- **What you need to do**
Your task is to locate every line holding the string "styles" and to copy each of them.
↓↓↓
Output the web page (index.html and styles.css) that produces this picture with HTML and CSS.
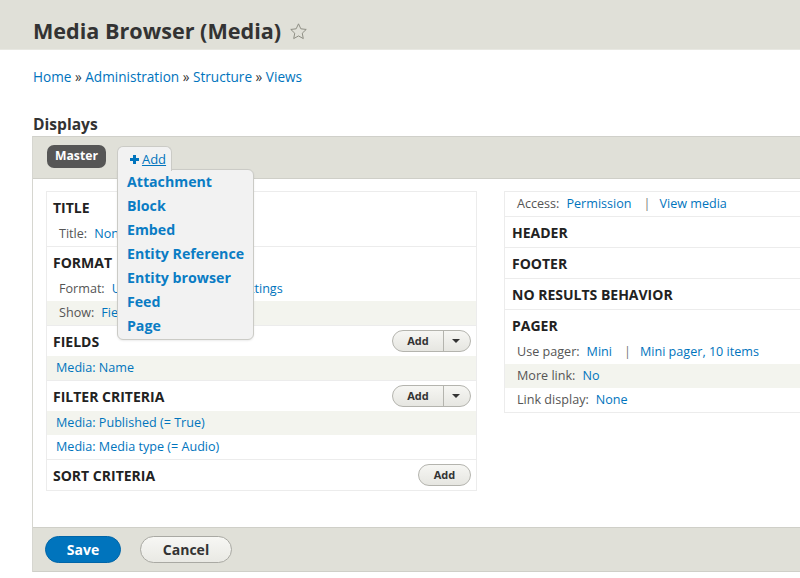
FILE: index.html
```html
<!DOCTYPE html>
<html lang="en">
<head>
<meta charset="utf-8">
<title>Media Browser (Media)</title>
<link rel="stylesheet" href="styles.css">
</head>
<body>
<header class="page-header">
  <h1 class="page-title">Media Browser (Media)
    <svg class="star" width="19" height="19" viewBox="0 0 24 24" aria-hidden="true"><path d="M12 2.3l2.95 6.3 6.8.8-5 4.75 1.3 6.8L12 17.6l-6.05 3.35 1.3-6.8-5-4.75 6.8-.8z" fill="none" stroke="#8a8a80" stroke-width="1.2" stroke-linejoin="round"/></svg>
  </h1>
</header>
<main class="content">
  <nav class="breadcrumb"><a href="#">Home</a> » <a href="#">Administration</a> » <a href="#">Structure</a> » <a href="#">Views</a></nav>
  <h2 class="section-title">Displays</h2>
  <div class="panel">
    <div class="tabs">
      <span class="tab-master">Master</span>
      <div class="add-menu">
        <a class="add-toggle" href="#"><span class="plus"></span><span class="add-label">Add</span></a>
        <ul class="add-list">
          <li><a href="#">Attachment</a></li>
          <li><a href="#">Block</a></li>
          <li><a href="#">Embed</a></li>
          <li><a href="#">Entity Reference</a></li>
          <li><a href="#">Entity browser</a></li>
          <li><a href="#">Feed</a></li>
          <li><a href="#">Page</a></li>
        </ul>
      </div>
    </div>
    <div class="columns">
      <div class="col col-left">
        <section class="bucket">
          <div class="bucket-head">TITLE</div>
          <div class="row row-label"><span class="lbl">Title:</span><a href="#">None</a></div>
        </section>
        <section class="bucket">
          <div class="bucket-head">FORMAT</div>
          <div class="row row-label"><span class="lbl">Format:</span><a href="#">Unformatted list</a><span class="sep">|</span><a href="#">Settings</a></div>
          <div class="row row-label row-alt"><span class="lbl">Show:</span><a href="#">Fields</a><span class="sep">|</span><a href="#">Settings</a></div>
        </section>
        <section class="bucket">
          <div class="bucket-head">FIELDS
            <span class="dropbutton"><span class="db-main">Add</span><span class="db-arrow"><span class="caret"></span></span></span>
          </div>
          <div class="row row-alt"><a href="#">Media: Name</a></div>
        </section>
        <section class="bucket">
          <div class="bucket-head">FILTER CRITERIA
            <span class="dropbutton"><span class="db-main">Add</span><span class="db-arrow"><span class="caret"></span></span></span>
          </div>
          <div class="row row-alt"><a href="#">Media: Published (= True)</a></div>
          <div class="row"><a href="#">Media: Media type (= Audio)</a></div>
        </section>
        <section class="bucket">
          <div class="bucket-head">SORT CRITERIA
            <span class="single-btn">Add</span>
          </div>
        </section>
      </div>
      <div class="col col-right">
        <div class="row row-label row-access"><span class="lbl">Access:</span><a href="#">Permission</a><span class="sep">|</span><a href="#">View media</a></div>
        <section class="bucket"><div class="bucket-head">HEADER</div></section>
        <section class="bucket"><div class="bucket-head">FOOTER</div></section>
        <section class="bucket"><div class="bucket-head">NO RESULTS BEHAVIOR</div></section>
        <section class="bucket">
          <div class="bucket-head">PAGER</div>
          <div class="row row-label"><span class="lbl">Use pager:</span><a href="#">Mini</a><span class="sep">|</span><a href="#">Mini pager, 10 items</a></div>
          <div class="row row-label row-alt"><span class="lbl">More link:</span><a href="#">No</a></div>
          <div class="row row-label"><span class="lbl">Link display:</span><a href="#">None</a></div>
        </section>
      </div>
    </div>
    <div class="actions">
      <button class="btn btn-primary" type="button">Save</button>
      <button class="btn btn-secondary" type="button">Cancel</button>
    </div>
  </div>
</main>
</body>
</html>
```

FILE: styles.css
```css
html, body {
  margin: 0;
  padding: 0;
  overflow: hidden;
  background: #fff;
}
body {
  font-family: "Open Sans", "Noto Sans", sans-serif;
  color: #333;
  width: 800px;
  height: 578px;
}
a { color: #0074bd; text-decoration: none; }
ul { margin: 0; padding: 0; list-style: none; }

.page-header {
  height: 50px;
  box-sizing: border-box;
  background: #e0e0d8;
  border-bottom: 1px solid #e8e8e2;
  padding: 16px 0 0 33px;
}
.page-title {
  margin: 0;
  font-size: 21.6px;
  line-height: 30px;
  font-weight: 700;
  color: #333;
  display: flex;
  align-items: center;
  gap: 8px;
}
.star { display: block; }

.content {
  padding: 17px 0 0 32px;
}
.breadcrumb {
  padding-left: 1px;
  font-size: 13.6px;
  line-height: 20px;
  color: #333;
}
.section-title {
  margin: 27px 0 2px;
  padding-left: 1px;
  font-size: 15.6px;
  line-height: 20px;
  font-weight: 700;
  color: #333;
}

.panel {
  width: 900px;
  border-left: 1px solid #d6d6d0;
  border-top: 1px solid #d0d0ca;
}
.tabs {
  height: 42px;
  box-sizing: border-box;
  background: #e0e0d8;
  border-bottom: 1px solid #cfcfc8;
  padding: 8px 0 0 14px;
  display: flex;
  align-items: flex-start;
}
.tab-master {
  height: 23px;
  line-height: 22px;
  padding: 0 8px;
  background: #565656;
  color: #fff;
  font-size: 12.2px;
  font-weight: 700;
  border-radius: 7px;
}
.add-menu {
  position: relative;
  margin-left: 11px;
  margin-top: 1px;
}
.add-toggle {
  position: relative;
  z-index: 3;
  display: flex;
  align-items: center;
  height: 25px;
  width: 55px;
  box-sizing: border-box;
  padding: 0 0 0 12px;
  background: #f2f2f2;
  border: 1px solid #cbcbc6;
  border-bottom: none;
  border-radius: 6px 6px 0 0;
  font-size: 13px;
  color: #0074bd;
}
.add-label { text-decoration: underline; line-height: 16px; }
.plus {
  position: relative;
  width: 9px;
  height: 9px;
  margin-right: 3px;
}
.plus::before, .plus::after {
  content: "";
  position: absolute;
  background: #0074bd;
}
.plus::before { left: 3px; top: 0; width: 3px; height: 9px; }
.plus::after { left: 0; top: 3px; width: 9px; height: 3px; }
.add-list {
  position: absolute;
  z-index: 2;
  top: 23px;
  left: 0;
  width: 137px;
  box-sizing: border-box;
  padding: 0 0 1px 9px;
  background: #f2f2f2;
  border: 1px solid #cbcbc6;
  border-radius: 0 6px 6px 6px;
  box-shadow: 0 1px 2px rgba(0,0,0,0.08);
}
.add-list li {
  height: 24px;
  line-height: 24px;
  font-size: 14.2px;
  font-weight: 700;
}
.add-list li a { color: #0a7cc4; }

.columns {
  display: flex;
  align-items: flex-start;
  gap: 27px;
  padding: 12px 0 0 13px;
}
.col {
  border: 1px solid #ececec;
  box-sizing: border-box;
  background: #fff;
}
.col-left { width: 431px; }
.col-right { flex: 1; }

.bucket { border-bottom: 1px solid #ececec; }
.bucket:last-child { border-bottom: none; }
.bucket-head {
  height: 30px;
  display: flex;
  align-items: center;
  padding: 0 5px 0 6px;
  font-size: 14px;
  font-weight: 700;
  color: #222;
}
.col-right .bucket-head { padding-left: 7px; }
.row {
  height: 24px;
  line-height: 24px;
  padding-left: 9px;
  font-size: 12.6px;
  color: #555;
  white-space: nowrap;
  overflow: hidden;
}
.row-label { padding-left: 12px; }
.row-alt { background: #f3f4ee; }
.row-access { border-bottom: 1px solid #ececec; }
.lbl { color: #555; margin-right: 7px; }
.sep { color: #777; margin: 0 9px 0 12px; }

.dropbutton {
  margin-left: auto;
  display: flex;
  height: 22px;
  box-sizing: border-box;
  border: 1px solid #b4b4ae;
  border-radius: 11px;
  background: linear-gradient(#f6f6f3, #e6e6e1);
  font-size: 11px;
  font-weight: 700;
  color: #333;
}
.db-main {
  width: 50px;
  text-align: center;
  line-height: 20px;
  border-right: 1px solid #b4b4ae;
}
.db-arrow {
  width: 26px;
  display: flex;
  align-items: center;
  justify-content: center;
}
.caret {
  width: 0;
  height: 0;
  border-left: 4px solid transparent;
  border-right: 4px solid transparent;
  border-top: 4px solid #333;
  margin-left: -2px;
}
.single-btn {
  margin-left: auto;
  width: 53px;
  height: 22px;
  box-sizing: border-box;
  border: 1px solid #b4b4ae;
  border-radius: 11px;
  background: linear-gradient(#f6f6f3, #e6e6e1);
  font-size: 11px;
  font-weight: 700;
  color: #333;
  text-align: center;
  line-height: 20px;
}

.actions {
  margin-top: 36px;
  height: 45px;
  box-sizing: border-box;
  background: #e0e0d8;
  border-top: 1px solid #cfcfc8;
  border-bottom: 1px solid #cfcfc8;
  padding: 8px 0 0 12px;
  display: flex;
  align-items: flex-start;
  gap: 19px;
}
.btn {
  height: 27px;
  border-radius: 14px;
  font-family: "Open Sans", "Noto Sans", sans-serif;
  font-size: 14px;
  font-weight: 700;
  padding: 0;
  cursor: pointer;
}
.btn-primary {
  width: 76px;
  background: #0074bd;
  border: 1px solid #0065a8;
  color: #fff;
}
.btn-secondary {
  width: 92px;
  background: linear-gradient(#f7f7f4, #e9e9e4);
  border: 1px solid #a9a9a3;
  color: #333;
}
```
↑↑↑
- **Answer**
Output the web page (index.html and styles.css) that produces this picture with HTML and CSS.
<link rel="stylesheet" href="styles.css">
FILE: styles.css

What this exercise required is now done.